Yes, please do explain how a Python ORM can save you from having 1200 classes you need to maintain, plus the need for specialized queries.


Not personally but we absolutely have users dealing with 1000+ table databases . SQLAlchemy includes mass reflection and dynamic mapping features and there are also extensions like SQLACodeGen that generate mappings as python source code. Additionally, its not unreasonable that applications within an organization are composed such that they refer only to a particular segment of such a database, but across the organization there is source code that refers to the database as a whole in the aggregate.


I don't think it is farfetched to say that, for the good and bad, modern software development is moving away from a single project having to handle "1200 tables". As we see the growth of "services" (gasp, microservices!), the scope for codebases is reduced, hence why the pattern in my post (OP here) is so common to see in Go. Are Go developers masochists? No... But when you're working on (micro)services and your immediate work only touches 5 tables and the relationship between them, it's really not inconceivable to just reach for a database adapter and simple abstractions.


I'm going to propose, really just out of my butt so to speak, that most Go apps that use databases nonetheless are themselves middleware kinds of services that are involved with software infrastructure, as opposed to what we might call "business cases". That is, American Express might have a bunch of Go services that are deriving data from small configurationally-oriented databases all around the organization, but "the database with everyone's account information and credit card statements" is absolutely not a five table DB with a single Go application on top of it. 1200-table databases at the center of business cases will continue to exist, it's just Go applications are not themselves centralized business applications, Go is currently an infrastructure language (I googled around for this conjecture and it's obviously debated, but is still a pretty prevalent assertion I can find being made a lot). The boring business stuff is still in places like Java, Python, C#, etc.


> I mean, that was really an important point in time when there really werent ORMs that were easy to work with, there was Hibernate in a very early stage and there were overly simplistic things for Perl, so I thought it was important that this "better way" I had in mind could be put out there, before the idea that "yeah let's all avoid ORMs unconditionally" could take hold.

I totally remember this time. It was around 2002~2005.

I started off with writing a discussion forum and a calendar booking webapp for my high school in PHP + MySQL. After working on it for a year or so, I realized I was basically re-typing a lot of SQL and boilerplate code, which repeated no matter whether I was working on a Post object, a User object, or a Event object. I almost wrote a half-assed ORM in PHP.

I then got an internship job, and they had a simple Java webapp project. Hibernate. In retrospect it was a huge pain, and we could probably have completed the project in 30% of the time if we used something more effective (but then, web frameworks weren't a thing in 2004), but still Hibernate was probably better than writing raw SQL for our cases.

Then later, at the same company, they had another webapp project in Perl.
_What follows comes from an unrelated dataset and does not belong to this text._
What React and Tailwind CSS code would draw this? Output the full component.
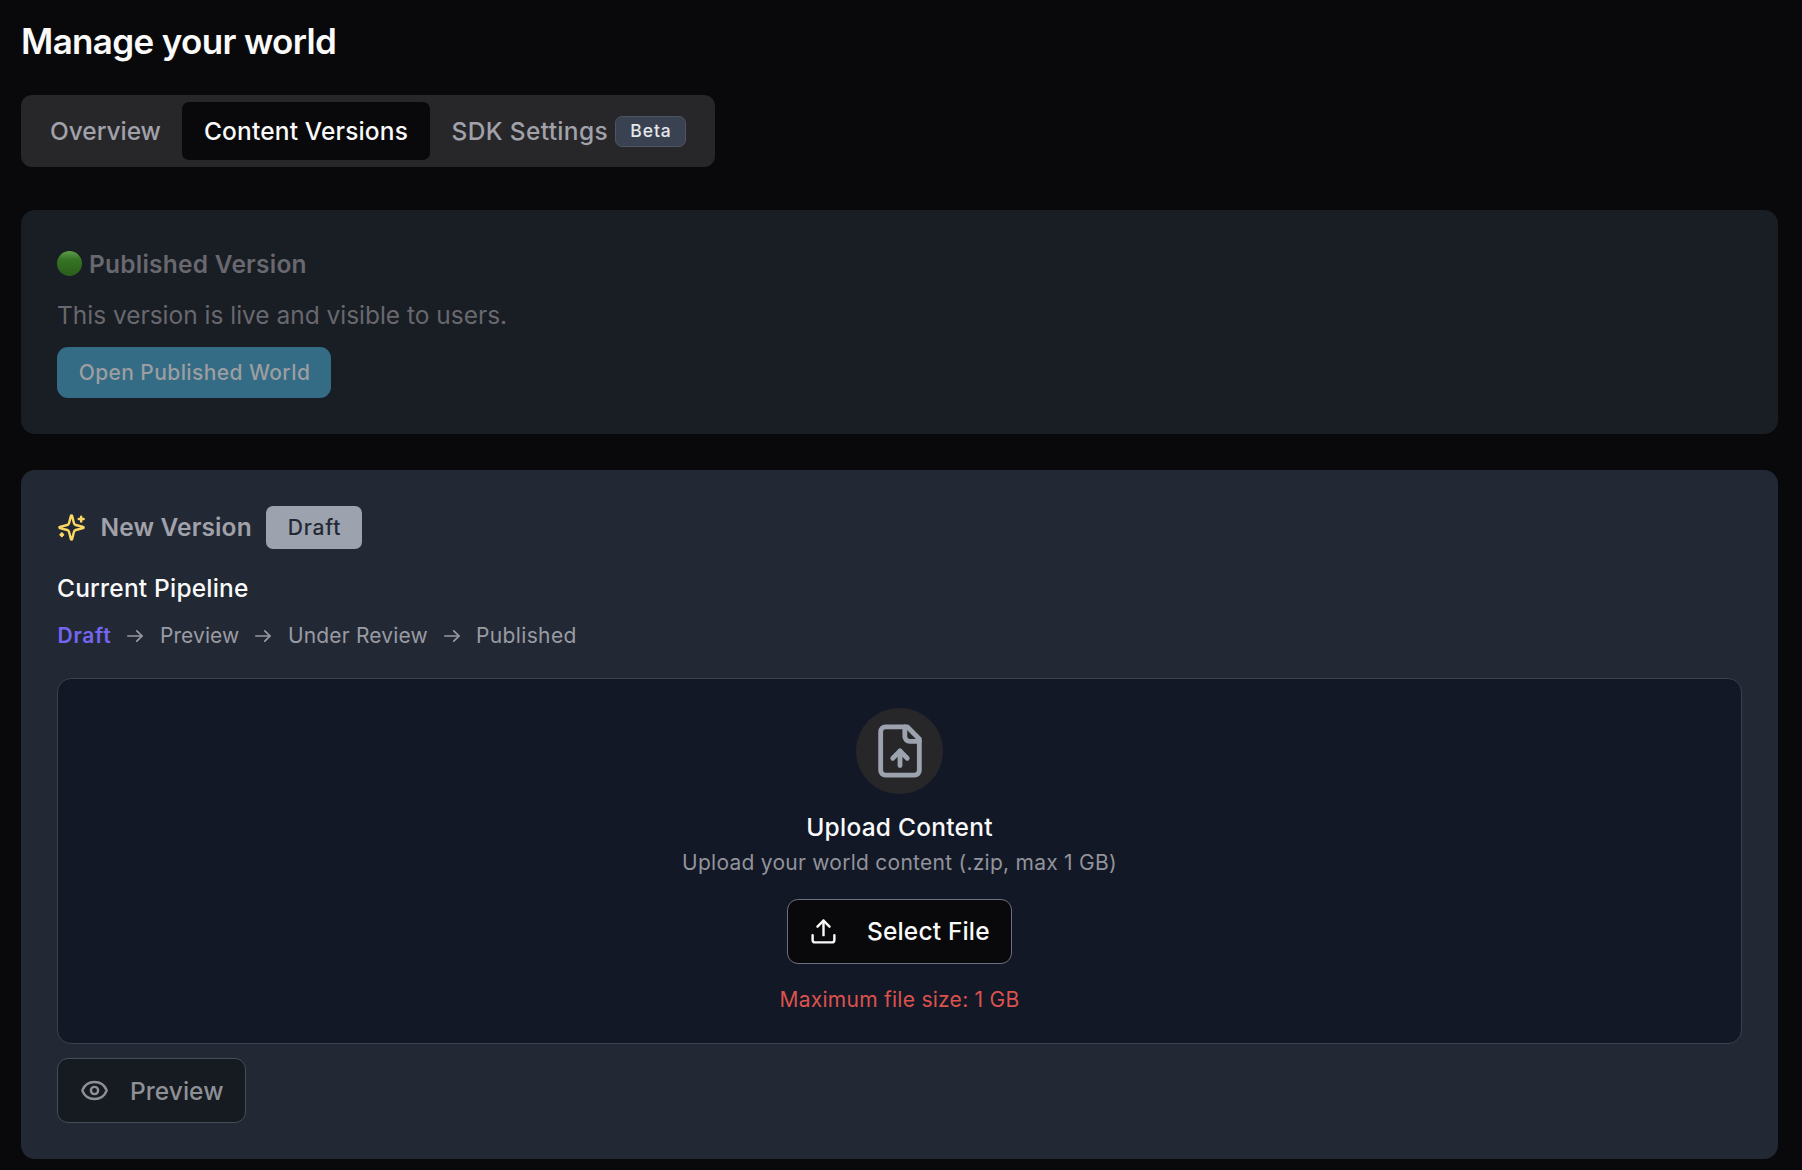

I don't remember the name of the ORM but it was kind of "magic" - as you said, overly simplistic, everything was implicit but seems to worked.

Shortly after I encountered Django, which seems to have solved all my problems with ORMs and I been happy with the way it works for the almost 20 years of using it.

To me the utility of ORMs is just obvious once you've been through writing CRUD without ORMs on a deadline, and tried anything that's not called Hibernate.

I'm not sure why there are so many people who apparently develops or maintains a codebase that deals with only a table or two ranting about ORMs. To me this isn't an issue with ORMs at all, but rather the curious phenomenon in the industry there is extreme specialization to the point that businesses can afford to put a person (or even a team), full time, working on a small part of the business only involving one table or two. (Can't say I'm not in this situation in my professional work today either!)

To those who say don't use ORMs -- try implementing HN in a week, without an ORM. It can probably be done either way, but with an ORM you end up with 50% less code and probably less sore fingers.


> try implementing HN in a week

Not all of us work with prototypes someone will rewrite later on. Design a high traffic, low budget site with Django, and you will quickly understand the trade offs. It's not all about less coding effort; in most dev positions that matter, your work is cheap compared to the runtime cost - eg. optimizing something to take 10% less has the potential to shave multiple times your salary off the global cost pool.